Теплая встреча или холодный прием?
Связь между температурой и социальным комфортом очевидна и ощущается человеком с самого рождения. Те, кто заботится о нас в младенчестве, одаривают нас своей любовью и заботой, и мы всегда чувствуем их близость. Благодаря физическому контакту мы привыкаем ассоциировать тепло с непосредственной близостью к другим людям. Эта ассоциация возникает у нас и во взрослой жизни. Когда мы попадаем в одно помещение с большим количеством людей, или салон самолета, или классную комнату, или лифт, окружающая температура повышается, потому что тела излучают тепло. Теплая погода, как правило, тоже ассоциируется с более тесным взаимодействием, хотя и не всегда в позитивном смысле: преступления, связанные с межличностными конфликтами, в жаркую погоду учащаются.

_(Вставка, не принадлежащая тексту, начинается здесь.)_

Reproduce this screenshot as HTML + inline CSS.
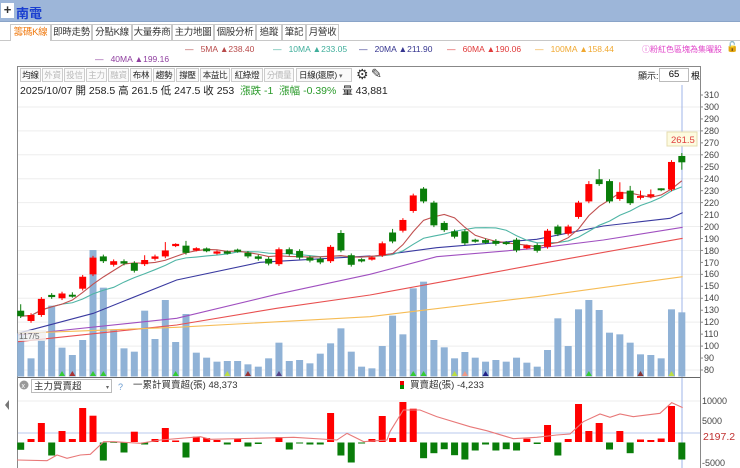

Связь между физическим теплом и теплом общения нашла отражение даже в языке. Например, мы описываем наших друзей как людей мягких, теплых и даже горячих, а врагов – как черствых, жестких, холодных. С одним человеком у нас могут быть теплые и нежные отношения, которые согревают душу, а у другого нас может ждать холодный прием, который леденит сердце. Все эти метафоры возникли благодаря тому, что мы описываем эмоции по аналогии со свойствами физического мира. Более того, когда мы думаем о тепле общения и когда ощущаем тепло телом, у нас активизируются одни и те же участки мозга. Эта связь между физическим и социальным выражается в том, что телесное ощущение тепла или холода способно влиять на наши суждения и поведение – хотя мы и не всегда осознаём, что именно происходит и почему мы поступаем так, а не иначе.